══ Supplied material

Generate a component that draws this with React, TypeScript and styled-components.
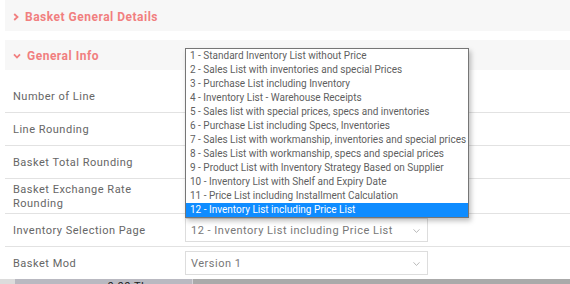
import React from "react";
import styled, { createGlobalStyle } from "styled-components";

const Global = createGlobalStyle`
  html, body { margin: 0; padding: 0; background: #fff; }
  body { font-family: Roboto, "Liberation Sans", sans-serif; overflow: hidden; }
  * { box-sizing: border-box; }
`;

const Page = styled.div`
  width: 570px;
  display: flex;
  flex-direction: column;
`;

const Main = styled.div`
  padding-left: 5px;
  display: flex;
  flex-direction: column;
`;

const SectionHeader = styled.div<{ $mt?: number; $h: number }>`
  height: ${(p) => p.$h}px;
  margin-top: ${(p) => p.$mt ?? 0}px;
  background: #f7f7f7;
  display: flex;
  align-items: center;
  gap: 6px;
  padding: 2px 0 0 8px;
  color: #f17f7f;
  font-size: 12px;
  font-weight: 700;
  letter-spacing: 0.5px;
`;

const Content = styled.div`
  padding-top: 10px;
  display: flex;
  flex-direction: column;
`;

const Row = styled.div<{ $last?: boolean }>`
  display: flex;
  align-items: center;
  min-height: 32px;
  border-bottom: ${(p) => (p.$last ? "none" : "1px solid #e2e2e2")};
  box-sizing: content-box;
`;

const Label = styled.div`
  width: 180px;
  padding: 4px 0 2px 8px;
  color: #666;
  font-size: 11px;
  line-height: 14px;
  letter-spacing: 0.5px;
`;

const SelectWrap = styled.div`
  position: relative;
`;

const SelectBox = styled.div`
  width: 243px;
  height: 24px;
  border: 1px solid #ddd;
  display: flex;
  align-items: center;
  justify-content: space-between;
  padding: 1px 6px 0 5px;
  color: #777;
  font-size: 11px;
  letter-spacing: 0.5px;
  white-space: nowrap;
`;

const ListBox = styled.div`
  position: absolute;
  left: 0;
  bottom: 100%;
  width: 284px;
  border: 1px solid #767676;
  background: #fff;
  box-shadow: 2px 3px 5px rgba(0, 0, 0, 0.25);
  display: flex;
  flex-direction: column;
  z-index: 2;
`;

const Option = styled.div<{ $selected?: boolean }>`
  height: 14px;
  line-height: 14px;
  padding-left: 4px;
  font-size: 10px;
  white-space: nowrap;
  color: ${(p) => (p.$selected ? "#fff" : "#5f5f5f")};
  background: ${(p) => (p.$selected ? "#0f8cff" : "transparent")};
`;

const Footer = styled.div`
  height: 20px;
  display: grid;
  grid-template-columns: 15px 178px 1fr;
  background: #aaa;
`;

const FootCell = styled.div<{ $bg: string; $border?: boolean }>`
  background: ${(p) => p.$bg};
  border-right: ${(p) => (p.$border ? "1px solid #d4d4d8" : "none")};
  display: flex;
  justify-content: center;
  padding-top: 1px;
  padding-left: 48px;
  font-size: 11px;
  color: #222;
  letter-spacing: 0.5px;
`;

const ChevronRight = () => (
  <svg width="6" height="8" viewBox="0 0 6 8">
    <polyline points="1.2,1 4.5,4 1.2,7" fill="none" stroke="#f17f7f" strokeWidth="1.8" />
  </svg>
);

const ChevronDown = ({ color = "#f17f7f", w = 8, sw = 1.8 }: { color?: string; w?: number; sw?: number }) => (
  <svg width={w} height="6" viewBox="0 0 8 6">
    <polyline points="1,1.3 4,4.5 7,1.3" fill="none" stroke={color} strokeWidth={sw} />
  </svg>
);

const options = [
  "1 - Standard Inventory List without Price",
  "2 - Sales List with inventories and special Prices",
  "3 - Purchase List including Inventory",
  "4 - Inventory List - Warehouse Receipts",
  "5 - Sales list with special prices, specs and inventories",
  "6 - Purchase List including Specs, Inventories",
  "7 - Sales List with workmanship, inventories and special prices",
  "8 - Sales List with workmanship, specs and special prices",
  "9 - Product List with Inventory Strategy Based on Supplier",
  "10 - Inventory List with Shelf and Expiry Date",
  "11 - Price List including Installment Calculation",
  "12 - Inventory List including Price List",
];

export default function App() {
  return (
    <Page>
      <Global />
      <Main>
        <SectionHeader $h={31}>
          <ChevronRight />
          <span>Basket General Details</span>
        </SectionHeader>
        <SectionHeader $h={30} $mt={9}>
          <ChevronDown />
          <span>General Info</span>
        </SectionHeader>
        <Content>
          <Row>
            <Label>Number of Line</Label>
          </Row>
          <Row>
            <Label>Line Rounding</Label>
          </Row>
          <Row>
            <Label>Basket Total Rounding</Label>
          </Row>
          <Row>
            <Label>
              Basket Exchange Rate
              <br />
              Rounding
            </Label>
          </Row>
          <Row>
            <Label>Inventory Selection Page</Label>
            <SelectWrap>
              <ListBox>
                {options.map((o, i) => (
                  <Option key={o} $selected={i === options.length - 1}>
                    {o}
                  </Option>
                ))}
              </ListBox>
              <SelectBox>
                <span>12 - Inventory List including Price List</span>
                <ChevronDown color="#bbb" w={9} sw={1} />
              </SelectBox>
            </SelectWrap>
          </Row>
          <Row $last>
            <Label>Basket Mod</Label>
            <SelectWrap>
              <SelectBox>
                <span>Version 1</span>
                <ChevronDown color="#bbb" w={9} sw={1} />
              </SelectBox>
            </SelectWrap>
          </Row>
        </Content>
      </Main>
      <Footer>
        <FootCell $bg="#dcdcdc" />
        <FootCell $bg="#b9b9c1" $border>
          0.00 TL
        </FootCell>
        <FootCell $bg="#aaa" />
      </Footer>
    </Page>
  );
}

════

*Directions*. Every line of the material is to be quoted exactly, with no pictures carried over.

*Answer to the task*.
Generate a component that draws this with React, TypeScript and styled-components.
import React from "react";
import styled, { createGlobalStyle } from "styled-components";

const Global = createGlobalStyle`
  html, body { margin: 0; padding: 0; background: #fff; }
  body { font-family: Roboto, "Liberation Sans", sans-serif; overflow: hidden; }
  * { box-sizing: border-box; }
`;

const Page = styled.div`
  width: 570px;
  display: flex;
  flex-direction: column;
`;

const Main = styled.div`
  padding-left: 5px;
  display: flex;
  flex-direction: column;
`;

const SectionHeader = styled.div<{ $mt?: number; $h: number }>`
  height: ${(p) => p.$h}px;
  margin-top: ${(p) => p.$mt ?? 0}px;
  background: #f7f7f7;
  display: flex;
  align-items: center;
  gap: 6px;
  padding: 2px 0 0 8px;
  color: #f17f7f;
  font-size: 12px;
  font-weight: 700;
  letter-spacing: 0.5px;
`;

const Content = styled.div`
  padding-top: 10px;
  display: flex;
  flex-direction: column;
`;

const Row = styled.div<{ $last?: boolean }>`
  display: flex;
  align-items: center;
  min-height: 32px;
  border-bottom: ${(p) => (p.$last ? "none" : "1px solid #e2e2e2")};
  box-sizing: content-box;
`;

const Label = styled.div`
  width: 180px;
  padding: 4px 0 2px 8px;
  color: #666;
  font-size: 11px;
  line-height: 14px;
  letter-spacing: 0.5px;
`;

const SelectWrap = styled.div`
  position: relative;
`;

const SelectBox = styled.div`
  width: 243px;
  height: 24px;
  border: 1px solid #ddd;
  display: flex;
  align-items: center;
  justify-content: space-between;
  padding: 1px 6px 0 5px;
  color: #777;
  font-size: 11px;
  letter-spacing: 0.5px;
  white-space: nowrap;
`;

const ListBox = styled.div`
  position: absolute;
  left: 0;
  bottom: 100%;
  width: 284px;
  border: 1px solid #767676;
  background: #fff;
  box-shadow: 2px 3px 5px rgba(0, 0, 0, 0.25);
  display: flex;
  flex-direction: column;
  z-index: 2;
`;

const Option = styled.div<{ $selected?: boolean }>`
  height: 14px;
  line-height: 14px;
  padding-left: 4px;
  font-size: 10px;
  white-space: nowrap;
  color: ${(p) => (p.$selected ? "#fff" : "#5f5f5f")};
  background: ${(p) => (p.$selected ? "#0f8cff" : "transparent")};
`;

const Footer = styled.div`
  height: 20px;
  display: grid;
  grid-template-columns: 15px 178px 1fr;
  background: #aaa;
`;

const FootCell = styled.div<{ $bg: string; $border?: boolean }>`
  background: ${(p) => p.$bg};
  border-right: ${(p) => (p.$border ? "1px solid #d4d4d8" : "none")};
  display: flex;
  justify-content: center;
  padding-top: 1px;
  padding-left: 48px;
  font-size: 11px;
  color: #222;
  letter-spacing: 0.5px;
`;

const ChevronRight = () => (
  <svg width="6" height="8" viewBox="0 0 6 8">
    <polyline points="1.2,1 4.5,4 1.2,7" fill="none" stroke="#f17f7f" strokeWidth="1.8" />
  </svg>
);

const ChevronDown = ({ color = "#f17f7f", w = 8, sw = 1.8 }: { color?: string; w?: number; sw?: number }) => (
  <svg width={w} height="6" viewBox="0 0 8 6">
    <polyline points="1,1.3 4,4.5 7,1.3" fill="none" stroke={color} strokeWidth={sw} />
  </svg>
);

const options = [
  "1 - Standard Inventory List without Price",
  "2 - Sales List with inventories and special Prices",
  "3 - Purchase List including Inventory",
  "4 - Inventory List - Warehouse Receipts",
  "5 - Sales list with special prices, specs and inventories",
  "6 - Purchase List including Specs, Inventories",
  "7 - Sales List with workmanship, inventories and special prices",
  "8 - Sales List with workmanship, specs and special prices",
  "9 - Product List with Inventory Strategy Based on Supplier",
  "10 - Inventory List with Shelf and Expiry Date",
  "11 - Price List including Installment Calculation",
  "12 - Inventory List including Price List",
];

export default function App() {
  return (
    <Page>
      <Global />
      <Main>
        <SectionHeader $h={31}>
          <ChevronRight />
          <span>Basket General Details</span>
        </SectionHeader>
        <SectionHeader $h={30} $mt={9}>
          <ChevronDown />
          <span>General Info</span>
        </SectionHeader>
        <Content>
          <Row>
            <Label>Number of Line</Label>
          </Row>
          <Row>
            <Label>Line Rounding</Label>
          </Row>
          <Row>
            <Label>Basket Total Rounding</Label>
          </Row>
          <Row>
            <Label>
              Basket Exchange Rate
              <br />
              Rounding
            </Label>
          </Row>
          <Row>
            <Label>Inventory Selection Page</Label>
            <SelectWrap>
              <ListBox>
                {options.map((o, i) => (
                  <Option key={o} $selected={i === options.length - 1}>
                    {o}
                  </Option>
                ))}
              </ListBox>
              <SelectBox>
                <span>12 - Inventory List including Price List</span>
                <ChevronDown color="#bbb" w={9} sw={1} />
              </SelectBox>
            </SelectWrap>
          </Row>
          <Row $last>
            <Label>Basket Mod</Label>
            <SelectWrap>
              <SelectBox>
                <span>Version 1</span>
                <ChevronDown color="#bbb" w={9} sw={1} />
              </SelectBox>
            </SelectWrap>
          </Row>
        </Content>
      </Main>
      <Footer>
        <FootCell $bg="#dcdcdc" />
        <FootCell $bg="#b9b9c1" $border>
          0.00 TL
        </FootCell>
        <FootCell $bg="#aaa" />
      </Footer>
    </Page>
  );
}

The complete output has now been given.